Posted: Tuesday, January 18, 2000

Village needs fire truck replacement

UNALASKA - The Pribilof Island village of Saint Paul is working toward getting an emergency airlift of a fire truck to replace one that was damaged in last month's fatal house fire.

Insufficient fire protection is yet another problem for a community that was hit hard by the collapse of the Bering Sea snow crab fishery and the worst winter weather in decades.

City Manager John Merculief said the city's only fire truck is in rough shape after the fire that killed Irene Suskuk and her three young children in the Russian Orthodox church parsonage in December.

St. Paul has located a used fire truck in Eugene, Ore. Merculief is hoping that the Coast Guard or the Alaska Air National Guard will fly the fire engine to the island in a C-130 transport plane because the harbor is iced in.

The fire truck's water tank was damaged, and the vehicle's motor is not working properly after 12 hours of pumping in a blizzard the week before Christmas.

Merculief said the city doesn't dare try to make any major repairs in case a fire breaks out with a disassembled fire truck unable to respond.
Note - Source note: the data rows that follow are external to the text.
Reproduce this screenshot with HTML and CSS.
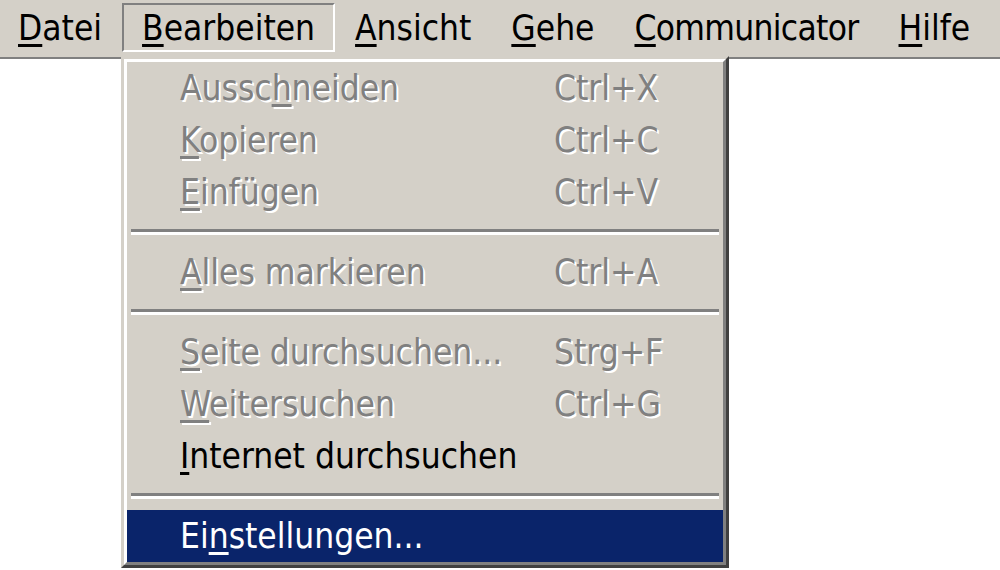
FILE: index.html
```html
<!DOCTYPE html>
<html lang="de">
<head>
<meta charset="utf-8">
<title>Bearbeiten-Menü</title>
<link rel="stylesheet" href="styles.css">
</head>
<body>
<div class="menubar">
  <div class="bar-item"><u>D</u>atei</div>
  <div class="bar-item open"><u>B</u>earbeiten</div>
  <div class="bar-item"><u>A</u>nsicht</div>
  <div class="bar-item"><u>G</u>ehe</div>
  <div class="bar-item tight"><u>C</u>ommunicator</div>
  <div class="bar-item"><u>H</u>ilfe</div>
</div>
<div class="menu">
  <div class="menu-inner">
    <div class="item disabled"><span class="label">Aussc<u>h</u>neiden</span><span class="key">Ctrl+X</span></div>
    <div class="item disabled"><span class="label"><u>K</u>opieren</span><span class="key">Ctrl+C</span></div>
    <div class="item disabled"><span class="label"><u>E</u>infügen</span><span class="key">Ctrl+V</span></div>
    <div class="sep"></div>
    <div class="item disabled"><span class="label"><u>A</u>lles markieren</span><span class="key">Ctrl+A</span></div>
    <div class="sep"></div>
    <div class="item disabled"><span class="label"><u>S</u>eite durchsuchen...</span><span class="key">Strg+F</span></div>
    <div class="item disabled"><span class="label"><u>W</u>eitersuchen</span><span class="key">Ctrl+G</span></div>
    <div class="item"><span class="label"><u>I</u>nternet durchsuchen</span><span class="key"></span></div>
    <div class="sep"></div>
    <div class="item active"><span class="label">Ei<u>n</u>stellungen...</span><span class="key"></span></div>
  </div>
</div>
</body>
</html>
```

FILE: styles.css
```css
html, body {
  margin: 0;
  padding: 0;
  background: #ffffff;
}

body {
  width: 1000px;
  height: 570px;
  overflow: hidden;
  font-family: "DejaVu Sans Condensed", "DejaVu Sans", sans-serif;
  font-stretch: condensed;
  font-size: 35px;
  color: #000000;
}

u {
  text-decoration-thickness: 3px;
  text-underline-offset: 4px;
}

.menubar {
  display: flex;
  height: 59px;
  background: #d4d0c8;
  border-bottom: 2px solid #808080;
  box-sizing: border-box;
}

.bar-item {
  margin-top: 3px;
  height: 49px;
  line-height: 47px;
  padding: 0 18px;
  box-sizing: border-box;
  border: 2px solid transparent;
  white-space: nowrap;
}

.bar-item:first-child {
  padding-left: 16px;
}

.bar-item.tight {
  letter-spacing: -0.7px;
}

.bar-item.open {
  border-color: #808080 #ffffff #ffffff #808080;
}

.menu {
  position: absolute;
  left: 121px;
  top: 56px;
  width: 608px;
  height: 512px;
  box-sizing: border-box;
  border: 3px solid;
  border-color: #d4d0c8 #404040 #404040 #d4d0c8;
  background: #d4d0c8;
}

.menu-inner {
  height: 100%;
  box-sizing: border-box;
  border: 3px solid;
  border-color: #ffffff #808080 #808080 #ffffff;
  display: flex;
  flex-direction: column;
}

.item {
  display: grid;
  grid-template-columns: 374px auto;
  height: 52px;
  line-height: 52px;
  padding-left: 53px;
  white-space: nowrap;
}

.item.disabled {
  color: #808080;
  text-shadow: 2px 2px 0 #ffffff;
}

.item.active {
  background: #0a246a;
  color: #ffffff;
}

.sep {
  height: 28px;
  display: flex;
  flex-direction: column;
  justify-content: center;
  padding: 0 4px;
}

.sep::before {
  content: "";
  display: block;
  height: 3px;
  background: #808080;
  border-bottom: 3px solid #ffffff;
}
```
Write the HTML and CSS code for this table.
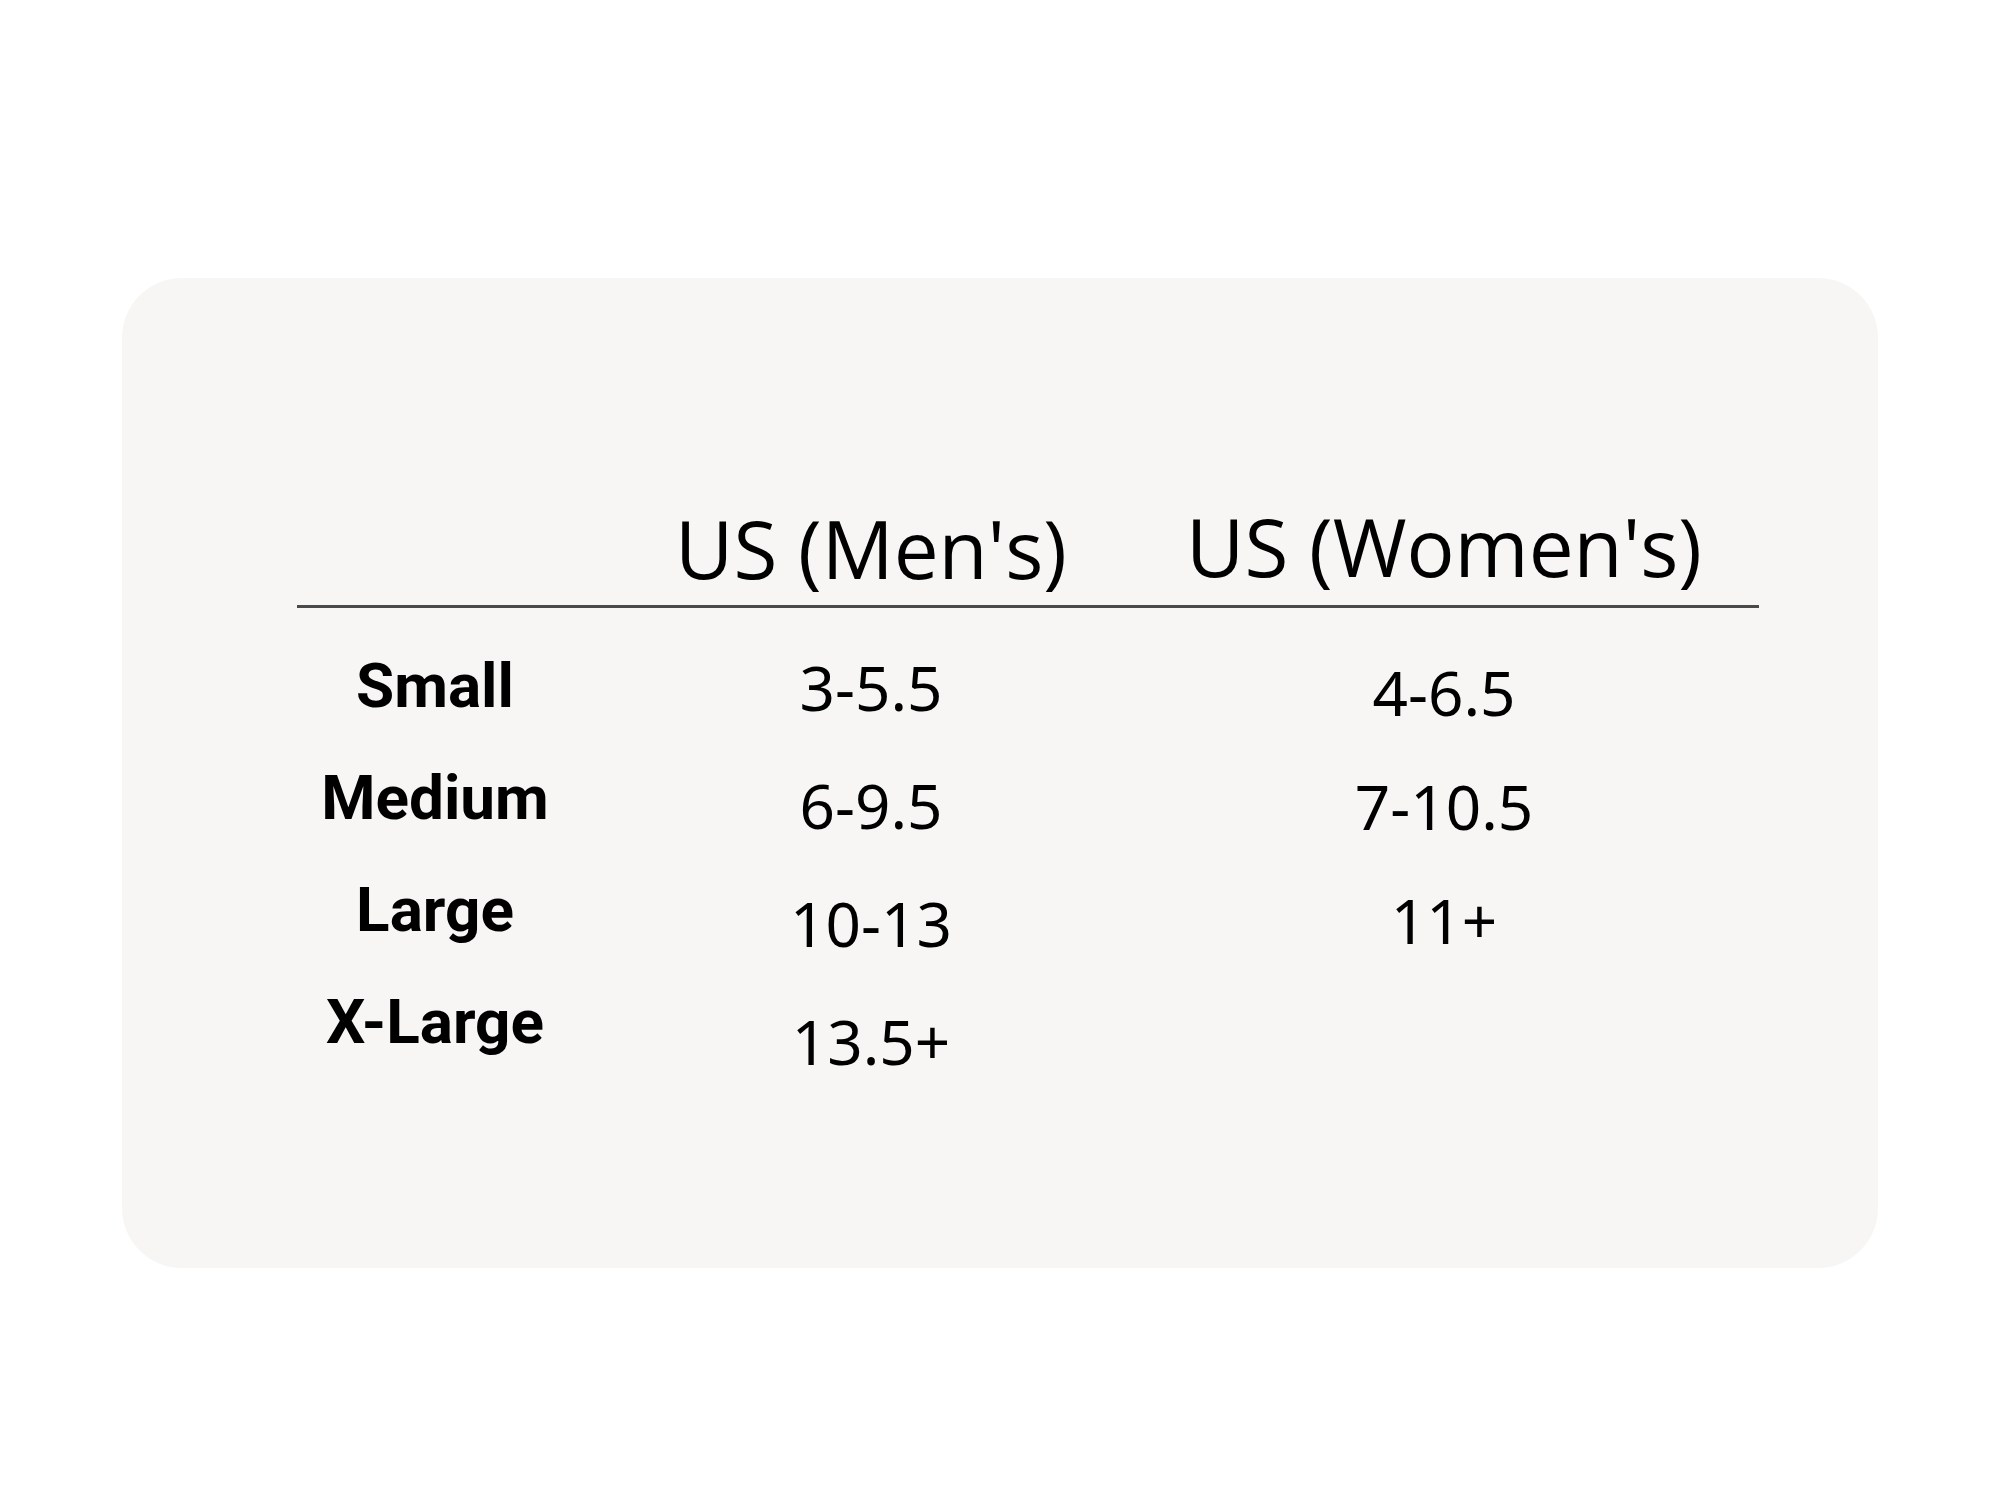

St. Paul can't afford a $90,000 commercial air freight bill - especially with the city seeking a state disaster declaration because of the crash of the snow crab fishery, Merculief said.

The fire hazards have increased with the arrival colder weather, especially with residents using heat tape to prevent pipes from freezing in subzero temperatures. The lack of qualified heating technicians adds to the village's problems of keeping warm, with the village experiencing what Merculief calls the coldest winter since the mid-1970s. He was reporting wind-chills to 47 degrees below zero.

St. Paul is a major Bering Sea crab processing and vessel service hub, and the snow crab fishery alone accounts for 70 percent of local revenues, Merculief said.

The fishery has been postponed until at least April 1 because of sea ice covering much of the crab grounds.

The community has enough fuel to get through the winter, but the delay of crab fishing means fewer jobs to help residents buy heating oil at $1.78 a gallon.